[Data items]
- - - -

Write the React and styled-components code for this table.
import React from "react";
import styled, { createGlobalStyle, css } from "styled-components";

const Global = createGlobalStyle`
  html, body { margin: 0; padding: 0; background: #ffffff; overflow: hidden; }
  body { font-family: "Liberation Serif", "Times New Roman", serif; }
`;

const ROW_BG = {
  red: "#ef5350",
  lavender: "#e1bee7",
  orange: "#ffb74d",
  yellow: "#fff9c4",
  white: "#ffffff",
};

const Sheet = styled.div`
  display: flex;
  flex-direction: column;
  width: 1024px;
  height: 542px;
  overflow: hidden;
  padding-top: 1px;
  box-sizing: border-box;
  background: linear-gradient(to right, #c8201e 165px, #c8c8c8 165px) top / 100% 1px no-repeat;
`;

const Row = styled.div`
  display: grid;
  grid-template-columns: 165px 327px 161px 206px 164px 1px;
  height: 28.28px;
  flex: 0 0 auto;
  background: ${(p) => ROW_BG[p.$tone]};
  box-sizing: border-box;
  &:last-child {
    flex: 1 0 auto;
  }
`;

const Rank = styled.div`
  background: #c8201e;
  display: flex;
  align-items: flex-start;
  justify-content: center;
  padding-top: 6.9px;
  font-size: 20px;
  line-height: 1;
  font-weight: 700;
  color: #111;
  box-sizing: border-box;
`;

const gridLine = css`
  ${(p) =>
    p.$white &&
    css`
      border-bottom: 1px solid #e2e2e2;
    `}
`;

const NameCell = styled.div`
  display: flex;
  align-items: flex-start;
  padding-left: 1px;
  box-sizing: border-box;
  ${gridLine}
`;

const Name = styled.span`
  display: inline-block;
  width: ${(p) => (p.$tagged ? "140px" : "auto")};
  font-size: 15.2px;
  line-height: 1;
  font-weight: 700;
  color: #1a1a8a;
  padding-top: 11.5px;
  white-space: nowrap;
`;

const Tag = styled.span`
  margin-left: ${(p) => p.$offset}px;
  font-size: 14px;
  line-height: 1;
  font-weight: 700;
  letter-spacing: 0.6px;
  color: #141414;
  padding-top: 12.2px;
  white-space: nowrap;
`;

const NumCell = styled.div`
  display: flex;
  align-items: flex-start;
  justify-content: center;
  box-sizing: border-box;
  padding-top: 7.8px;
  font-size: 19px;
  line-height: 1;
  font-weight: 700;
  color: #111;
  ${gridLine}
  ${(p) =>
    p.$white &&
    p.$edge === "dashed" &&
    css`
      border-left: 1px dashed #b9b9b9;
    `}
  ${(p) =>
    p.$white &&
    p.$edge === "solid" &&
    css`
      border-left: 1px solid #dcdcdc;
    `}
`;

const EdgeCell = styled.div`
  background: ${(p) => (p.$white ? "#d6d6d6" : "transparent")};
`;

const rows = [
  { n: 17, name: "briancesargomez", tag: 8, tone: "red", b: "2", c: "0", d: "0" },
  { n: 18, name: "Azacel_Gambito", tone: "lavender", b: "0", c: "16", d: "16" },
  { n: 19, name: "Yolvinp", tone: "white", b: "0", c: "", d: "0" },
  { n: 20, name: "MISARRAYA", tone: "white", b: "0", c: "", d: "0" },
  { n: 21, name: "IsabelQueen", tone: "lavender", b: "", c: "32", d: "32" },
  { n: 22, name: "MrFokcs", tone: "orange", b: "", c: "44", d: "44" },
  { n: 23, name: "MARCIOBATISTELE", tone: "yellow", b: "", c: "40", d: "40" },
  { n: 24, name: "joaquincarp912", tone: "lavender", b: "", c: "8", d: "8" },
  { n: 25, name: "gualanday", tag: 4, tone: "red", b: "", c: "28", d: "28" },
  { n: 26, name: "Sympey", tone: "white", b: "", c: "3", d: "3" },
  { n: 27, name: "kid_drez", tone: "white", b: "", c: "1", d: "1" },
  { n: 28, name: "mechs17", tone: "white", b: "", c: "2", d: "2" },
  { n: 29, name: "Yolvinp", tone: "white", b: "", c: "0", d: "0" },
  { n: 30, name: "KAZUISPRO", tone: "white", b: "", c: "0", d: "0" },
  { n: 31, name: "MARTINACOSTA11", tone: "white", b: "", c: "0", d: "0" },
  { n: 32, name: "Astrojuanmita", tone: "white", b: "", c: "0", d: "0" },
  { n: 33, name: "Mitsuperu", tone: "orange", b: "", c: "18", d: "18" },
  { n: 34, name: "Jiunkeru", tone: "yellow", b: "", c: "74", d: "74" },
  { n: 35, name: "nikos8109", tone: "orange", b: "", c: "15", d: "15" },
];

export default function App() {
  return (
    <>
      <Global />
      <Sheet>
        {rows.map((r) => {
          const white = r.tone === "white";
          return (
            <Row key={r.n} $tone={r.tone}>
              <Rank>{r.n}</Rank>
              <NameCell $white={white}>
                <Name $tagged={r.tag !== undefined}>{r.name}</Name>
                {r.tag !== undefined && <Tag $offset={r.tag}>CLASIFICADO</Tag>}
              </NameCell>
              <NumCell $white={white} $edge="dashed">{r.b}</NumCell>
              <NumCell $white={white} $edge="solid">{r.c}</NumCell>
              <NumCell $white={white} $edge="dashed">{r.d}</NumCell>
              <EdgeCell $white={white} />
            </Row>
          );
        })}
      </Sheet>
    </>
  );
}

- - - -

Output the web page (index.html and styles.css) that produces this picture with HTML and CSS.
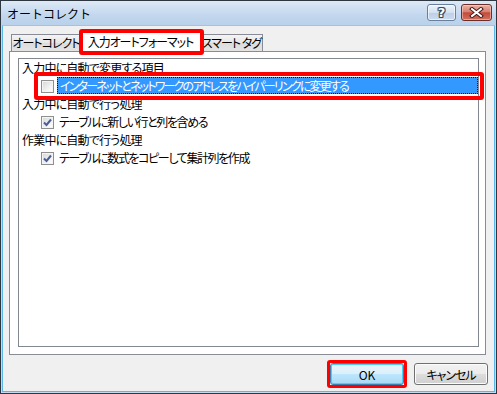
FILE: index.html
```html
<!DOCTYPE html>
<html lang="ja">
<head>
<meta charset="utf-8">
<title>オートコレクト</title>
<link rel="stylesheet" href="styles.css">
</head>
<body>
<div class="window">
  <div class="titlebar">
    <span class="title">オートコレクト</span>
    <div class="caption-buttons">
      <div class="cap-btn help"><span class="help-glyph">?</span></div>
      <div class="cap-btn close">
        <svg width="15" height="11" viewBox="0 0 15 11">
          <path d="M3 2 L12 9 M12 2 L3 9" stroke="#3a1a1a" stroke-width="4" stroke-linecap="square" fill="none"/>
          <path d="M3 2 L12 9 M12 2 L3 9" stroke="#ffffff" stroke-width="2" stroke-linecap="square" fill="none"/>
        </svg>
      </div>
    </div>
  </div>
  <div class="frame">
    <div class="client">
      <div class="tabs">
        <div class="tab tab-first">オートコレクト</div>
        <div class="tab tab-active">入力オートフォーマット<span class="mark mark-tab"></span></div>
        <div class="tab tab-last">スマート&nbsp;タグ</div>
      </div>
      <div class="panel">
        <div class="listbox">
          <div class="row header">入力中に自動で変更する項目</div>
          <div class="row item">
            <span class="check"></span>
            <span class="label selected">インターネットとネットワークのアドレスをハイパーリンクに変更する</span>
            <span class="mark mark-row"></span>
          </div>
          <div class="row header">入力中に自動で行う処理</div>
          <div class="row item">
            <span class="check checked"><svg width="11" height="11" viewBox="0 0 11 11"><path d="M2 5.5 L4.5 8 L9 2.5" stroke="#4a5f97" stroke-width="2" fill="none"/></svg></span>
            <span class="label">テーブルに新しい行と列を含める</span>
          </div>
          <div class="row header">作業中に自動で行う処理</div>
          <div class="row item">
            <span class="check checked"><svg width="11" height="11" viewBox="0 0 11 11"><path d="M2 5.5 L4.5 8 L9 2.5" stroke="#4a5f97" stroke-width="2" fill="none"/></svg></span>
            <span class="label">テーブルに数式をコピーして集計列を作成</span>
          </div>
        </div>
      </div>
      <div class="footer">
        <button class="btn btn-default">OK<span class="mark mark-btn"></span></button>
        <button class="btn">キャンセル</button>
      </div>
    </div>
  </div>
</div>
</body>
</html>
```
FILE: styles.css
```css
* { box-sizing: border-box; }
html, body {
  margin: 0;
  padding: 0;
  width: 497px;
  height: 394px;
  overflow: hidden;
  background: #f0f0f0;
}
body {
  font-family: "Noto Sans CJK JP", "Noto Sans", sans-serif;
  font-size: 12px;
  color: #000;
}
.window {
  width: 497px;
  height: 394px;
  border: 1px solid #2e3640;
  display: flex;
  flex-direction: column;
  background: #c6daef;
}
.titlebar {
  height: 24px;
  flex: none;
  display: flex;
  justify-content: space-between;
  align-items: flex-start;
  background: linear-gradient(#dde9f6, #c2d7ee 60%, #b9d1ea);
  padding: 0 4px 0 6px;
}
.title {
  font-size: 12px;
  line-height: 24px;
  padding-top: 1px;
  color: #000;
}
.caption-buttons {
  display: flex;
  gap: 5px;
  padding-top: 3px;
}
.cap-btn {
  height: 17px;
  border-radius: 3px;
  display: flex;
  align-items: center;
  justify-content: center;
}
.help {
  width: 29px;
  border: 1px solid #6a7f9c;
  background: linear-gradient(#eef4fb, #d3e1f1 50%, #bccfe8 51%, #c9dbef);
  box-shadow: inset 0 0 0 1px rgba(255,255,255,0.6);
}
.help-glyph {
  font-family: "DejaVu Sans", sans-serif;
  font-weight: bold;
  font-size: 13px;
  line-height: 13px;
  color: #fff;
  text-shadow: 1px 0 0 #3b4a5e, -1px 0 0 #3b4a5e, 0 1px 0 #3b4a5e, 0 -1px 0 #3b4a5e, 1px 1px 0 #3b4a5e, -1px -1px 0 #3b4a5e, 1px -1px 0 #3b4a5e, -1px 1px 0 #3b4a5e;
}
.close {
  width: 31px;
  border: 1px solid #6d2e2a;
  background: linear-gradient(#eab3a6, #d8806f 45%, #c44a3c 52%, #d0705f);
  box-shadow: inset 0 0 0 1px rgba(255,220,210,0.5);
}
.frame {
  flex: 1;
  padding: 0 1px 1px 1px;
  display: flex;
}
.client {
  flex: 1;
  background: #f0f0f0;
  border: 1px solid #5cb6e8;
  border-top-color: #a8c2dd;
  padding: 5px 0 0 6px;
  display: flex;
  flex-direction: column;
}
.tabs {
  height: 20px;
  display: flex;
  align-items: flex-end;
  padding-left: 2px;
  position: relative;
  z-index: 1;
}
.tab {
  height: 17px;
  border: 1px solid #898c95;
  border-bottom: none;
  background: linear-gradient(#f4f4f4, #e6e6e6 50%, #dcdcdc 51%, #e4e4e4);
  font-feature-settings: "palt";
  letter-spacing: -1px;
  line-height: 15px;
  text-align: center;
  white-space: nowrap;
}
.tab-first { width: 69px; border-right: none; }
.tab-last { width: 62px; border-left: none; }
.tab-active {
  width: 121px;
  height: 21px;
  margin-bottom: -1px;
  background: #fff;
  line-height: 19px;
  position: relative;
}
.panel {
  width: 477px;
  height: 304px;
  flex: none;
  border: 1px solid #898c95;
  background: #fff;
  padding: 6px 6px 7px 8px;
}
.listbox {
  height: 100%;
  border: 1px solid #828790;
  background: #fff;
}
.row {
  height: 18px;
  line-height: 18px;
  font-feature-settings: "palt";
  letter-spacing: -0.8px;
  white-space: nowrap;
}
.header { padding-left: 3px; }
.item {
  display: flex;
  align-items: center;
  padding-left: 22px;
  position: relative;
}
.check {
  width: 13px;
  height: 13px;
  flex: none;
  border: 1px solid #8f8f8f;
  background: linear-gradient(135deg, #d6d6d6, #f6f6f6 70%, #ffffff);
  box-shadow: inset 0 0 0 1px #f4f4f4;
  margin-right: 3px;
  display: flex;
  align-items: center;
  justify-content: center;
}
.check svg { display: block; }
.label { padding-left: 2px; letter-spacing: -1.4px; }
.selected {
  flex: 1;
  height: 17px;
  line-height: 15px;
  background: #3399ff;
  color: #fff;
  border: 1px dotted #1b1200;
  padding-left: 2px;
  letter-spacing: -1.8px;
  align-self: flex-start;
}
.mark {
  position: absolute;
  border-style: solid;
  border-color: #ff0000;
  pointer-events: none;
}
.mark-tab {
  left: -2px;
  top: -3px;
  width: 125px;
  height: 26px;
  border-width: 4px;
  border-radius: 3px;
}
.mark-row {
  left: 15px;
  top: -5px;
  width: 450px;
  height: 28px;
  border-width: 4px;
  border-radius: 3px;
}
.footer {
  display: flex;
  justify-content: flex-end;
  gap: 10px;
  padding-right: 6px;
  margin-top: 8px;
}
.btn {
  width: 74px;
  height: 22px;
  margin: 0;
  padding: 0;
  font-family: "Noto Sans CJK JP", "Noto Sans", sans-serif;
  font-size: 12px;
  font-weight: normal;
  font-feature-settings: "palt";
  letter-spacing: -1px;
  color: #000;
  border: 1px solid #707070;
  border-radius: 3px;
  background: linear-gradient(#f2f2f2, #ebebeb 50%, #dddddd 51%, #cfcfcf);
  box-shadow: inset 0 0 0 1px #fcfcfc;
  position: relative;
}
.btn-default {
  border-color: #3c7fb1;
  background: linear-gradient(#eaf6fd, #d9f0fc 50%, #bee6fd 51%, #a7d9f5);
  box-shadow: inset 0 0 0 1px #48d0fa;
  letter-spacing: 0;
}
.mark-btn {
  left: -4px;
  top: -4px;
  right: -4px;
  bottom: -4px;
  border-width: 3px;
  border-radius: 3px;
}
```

- - - -

Given request
Read the data above and count the lines that include "styles". Answer only with the count.

Solution to this task
3